DURHAM, N.C. – Faculty and students at the Duke University Marine Laboratory in Beaufort, N.C., will play a key role in a round-the-world expedition beginning this week to document the increasing amount of plastic debris littering the world’s oceans and beaches.

“We’ll be analyzing images sent back by the expedition to calculate the density of plastic debris washing up on beaches, identify what type of plastics it is, and, hopefully, help trace it back to its sources,” says David W. Johnston, assistant professor of the practice of marine conservation ecology.

The first batch of images, collected by drones flying over remote beaches in and around the Azores archipelago in the North Atlantic, should be transmitted from the expedition’s ship back to Johnston and his students in Beaufort later this month.

The privately funded expedition, known as the Race for Water Odyssey, will leave Bordeaux, France, this week to begin its year-long voyage to explore the five largest vortices of trash in the world’s oceans.  

About eight million tons of plastic debris is dumped into the oceans each year. The discarded plastic, which slowly disintegrates into tiny flakes in the salt water, can travel for years along marine currents before accumulating in large, slowly-turning whirlpools of diffuse pollution known as vortices, or ocean gyres. Scientists have identified five such areas around the world, in the North and South Atlantic, the North and South Pacific, and the Indian oceans.

“This debris kills about one million sea birds a year, many of whom mistake it for small prey and choke to death while trying to ingest it,” says Johnson. “It also poses entanglement threats, promotes the spread of invasive species and toxins, and contributes to pollution in fisheries that are a key source of food for more than 3.5 million people living on islands within the gyres.”

Documenting the extent and geographic location of the debris has been a challenge for scientists, he explains, because of the remoteness of the gyres – all five of which are located in the deep ocean, far from land – and because when the plastic breaks down, it becomes incredibly difficult to spot from traditional aerial images.

To help solve this problem, Johnston has helped develop an experimental drone-enabled imaging process the expedition will employ to document debris on remote beaches. The imaging technology, which will be mounted on a remote-controlled fixed-wing drone, uses a high-resolution red-edge camera with a spectral response that “just makes plastic debris pop,” he says. “We should be able to use it to identify any plastic that’s two-and-a-half centimeters or larger.”

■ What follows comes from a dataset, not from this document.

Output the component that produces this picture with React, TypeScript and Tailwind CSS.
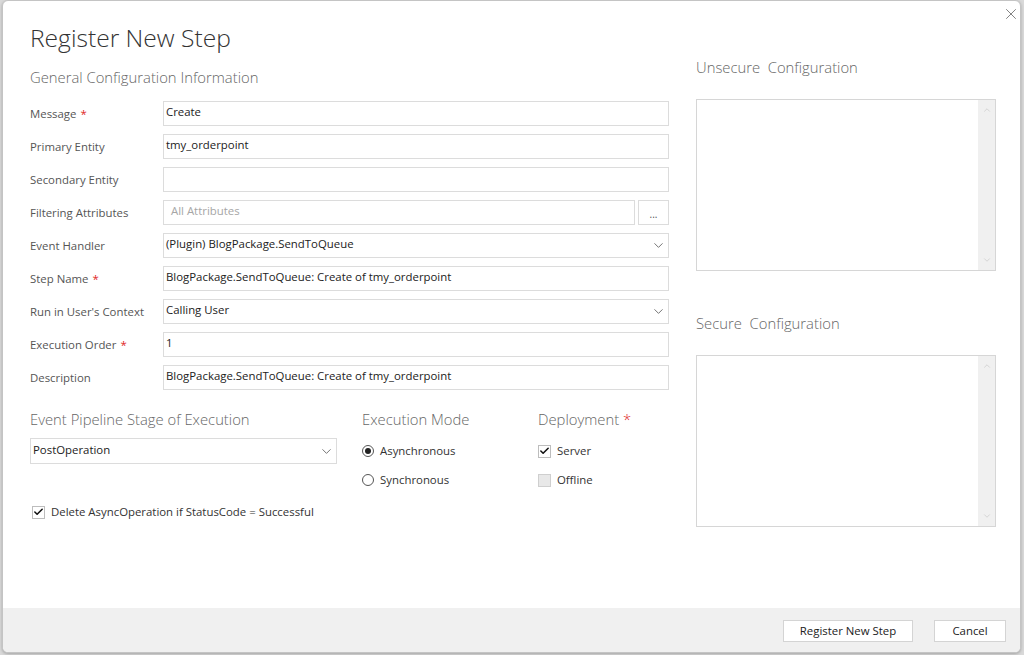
import { Check, ChevronDown, ChevronUp, X } from 'lucide-react';

const font = "font-['Open_Sans','Noto_Sans',sans-serif]";

function Req() {
  return <span className="ml-1 text-[#e0261f]">*</span>;
}

function Field({ label, required, children }: { label: string; required?: boolean; children: React.ReactNode }) {
  return (
    <div className="flex h-[25px] items-center">
      <div className="w-[133px] shrink-0 text-[11.4px] text-[#555]">
        {label}
        {required && <Req />}
      </div>
      <div className="flex h-full flex-1 gap-[3px]">{children}</div>
    </div>
  );
}

function TextBox({ value, placeholder, select }: { value?: string; placeholder?: string; select?: boolean }) {
  return (
    <div className="flex h-full flex-1 items-center border border-[#dcdcdc] bg-white pb-[3px] pl-[2px] pr-[2px] text-[11.4px] text-[#222]">
      <span className={`flex-1 ${placeholder ? 'pl-[5px] text-[#a6a6a6]' : ''}`}>{value ?? placeholder}</span>
      {select && <ChevronDown className="mt-[3px] h-[15px] w-[15px] text-[#555]" strokeWidth={1.3} />}
    </div>
  );
}

function ScrollArea() {
  return (
    <div className="flex h-[172px] border border-[#d6d6d6] bg-white">
      <div className="flex-1" />
      <div className="flex w-[17px] flex-col items-center justify-between bg-[#f0f0f0] py-[5px]">
        <ChevronUp className="h-[10px] w-[10px] text-[#c4c4c4]" strokeWidth={1.5} />
        <ChevronDown className="h-[10px] w-[10px] text-[#c4c4c4]" strokeWidth={1.5} />
      </div>
    </div>
  );
}

function Radio({ label, checked }: { label: string; checked?: boolean }) {
  return (
    <div className="flex h-[16px] items-center gap-[6px] text-[11.4px] text-[#333]">
      <span className="flex h-[12px] w-[12px] items-center justify-center rounded-full border border-[#555] bg-white">
        {checked && <span className="h-[6px] w-[6px] rounded-full bg-[#222]" />}
      </span>
      {label}
    </div>
  );
}

function CheckBox({ label, checked }: { label: string; checked?: boolean }) {
  return (
    <div className="flex h-[16px] items-center gap-[6px] text-[11.4px] text-[#333]">
      <span
        className={`flex h-[13px] w-[13px] items-center justify-center border ${
          checked ? 'border-[#bdbdbd] bg-white' : 'border-[#cfcfcf] bg-[#e8e8e8]'
        }`}
      >
        {checked && <Check className="h-[12px] w-[12px] text-[#111]" strokeWidth={3.4} />}
      </span>
      {label}
    </div>
  );
}

export default function App() {
  return (
    <div className={`h-[655px] w-[1024px] overflow-hidden bg-[#d9d9d9] pl-[2px] ${font}`}>
      <div className="relative flex h-[653px] w-[1019px] flex-col overflow-hidden rounded-[6px] border border-[#c4c4c4] bg-white shadow-[0_1px_3px_rgba(0,0,0,0.25)]">
        <X className="absolute right-0 top-[4px] h-[18px] w-[18px] text-[#808080]" strokeWidth={1.3} />

        <div className="flex flex-1 pl-[27px] pt-[20px]">
          {/* left column */}
          <div className="w-[639px]">
            <h1 className="text-[24.6px] font-light leading-[34px] text-[#333]">Register New Step</h1>
            <h2 className="mt-[12px] text-[14.8px] font-light leading-[20px] text-[#666]">General Configuration Information</h2>

            <div className="mt-[14px] flex flex-col gap-[8px]">
              <Field label="Message" required>
                <TextBox value="Create" />
              </Field>
              <Field label="Primary Entity">
                <TextBox value="tmy_orderpoint" />
              </Field>
              <Field label="Secondary Entity">
                <TextBox value="" />
              </Field>
              <Field label="Filtering Attributes">
                <TextBox placeholder="All Attributes" />
                <div className="flex w-[31px] items-end justify-center border border-[#dcdcdc] bg-white pb-[5px] text-[10px] leading-none text-[#555]">
                  ...
                </div>
              </Field>
              <Field label="Event Handler">
                <TextBox value="(Plugin) BlogPackage.SendToQueue" select />
              </Field>
              <Field label="Step Name" required>
                <TextBox value="BlogPackage.SendToQueue: Create of tmy_orderpoint" />
              </Field>
              <Field label="Run in User's Context">
                <TextBox value="Calling User" select />
              </Field>
              <Field label="Execution Order" required>
                <TextBox value="1" />
              </Field>
              <Field label="Description">
                <TextBox value="BlogPackage.SendToQueue: Create of tmy_orderpoint" />
              </Field>
            </div>

            <div className="mt-[19px] flex">
              <div className="w-[307px]">
                <div className="text-[14.8px] font-light leading-[20px] text-[#666]">Event Pipeline Stage of Execution</div>
                <div className="mt-[9px] h-[26px]">
                  <TextBox value="PostOperation" select />
                </div>
              </div>
              <div className="ml-[25px] w-[176px]">
                <div className="text-[14.8px] font-light leading-[20px] text-[#666]">Execution Mode</div>
                <div className="mt-[14px] flex flex-col gap-[13px]">
                  <Radio label="Asynchronous" checked />
                  <Radio label="Synchronous" />
                </div>
              </div>
              <div>
                <div className="text-[14.8px] font-light leading-[20px] text-[#666]">
                  Deployment
                  <Req />
                </div>
                <div className="mt-[14px] flex flex-col gap-[13px]">
                  <CheckBox label="Server" checked />
                  <CheckBox label="Offline" />
                </div>
              </div>
            </div>

            <div className="mt-[16px] pl-[2px]">
              <CheckBox label="Delete AsyncOperation if StatusCode = Successful" checked />
            </div>
          </div>

          {/* right column */}
          <div className="ml-[27px] w-[300px] pt-[36px]">
            <div className="text-[14.8px] font-light leading-[20px] text-[#666]">Unsecure&nbsp; Configuration</div>
            <div className="mt-[22px]">
              <ScrollArea />
            </div>
            <div className="mt-[42px] text-[14.8px] font-light leading-[20px] text-[#666]">Secure&nbsp; Configuration</div>
            <div className="mt-[22px]">
              <ScrollArea />
            </div>
          </div>
        </div>

        <div className="flex h-[44px] items-center justify-end gap-[21px] bg-[#f0f0f0] pr-[14px] pt-[2px]">
          <button className="h-[22px] w-[130px] border border-[#d4d4d4] bg-white text-[11.4px] text-[#222]">Register New Step</button>
          <button className="h-[22px] w-[72px] border border-[#d4d4d4] bg-white text-[11.4px] text-[#222]">Cancel</button>
        </div>
      </div>
    </div>
  );
}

The expedition will also collect images using a regular high-resolution camera. Johnston and his masters and undergraduate students at the Marine Lab will compare these images to the red-edge spectral images to help identify what kinds of plastics are washing up on the beaches and try to identify their sources.

“It takes about three to four hours to process the data from each flight of the drone, and then another three to four days to analyze the images,” Johnston says. “The wavelengths of light reflected by plastics and captured by the red-edge camera images are so distinct that we can identify and analyze them by eye in the lab.”

In addition to the Azores, the expedition will collect images of debris in and around Bermuda – which, like the Azores, lies within the North Atlantic debris vortex – and from Easter Island in the South Pacific, and Palmyra Atoll, Midway Atoll, Wake Atoll, the Mariana Islands and the island of Koror in the North Pacific.

After that, it will head to Chagos and Rodrigues islands in the Indian Ocean and the island of Tristan Da Cunha in the South Atlantic, before returning back to its home port of Bordeaux in March 2016.

The ship is scheduled to dock in New York City on April 8, where Johnston will join its crew for a presentation at the United Nations Environment Programme (UNEP).

Ari Friedlaender, associate professor of marine ecology at Oregon State University, is working with Johnston to analyze the images. Friedlaender is a 2006 PhD graduate of Duke’s Nicholas School of the Environment and a former faculty member at the Duke Marine Lab, which is part of the Nicholas School.

Johnston, Friedlaender and their students will contribute to the final report issued after the conclusion of the expedition. They also anticipate publishing independent peer-reviewed studies based on their findings.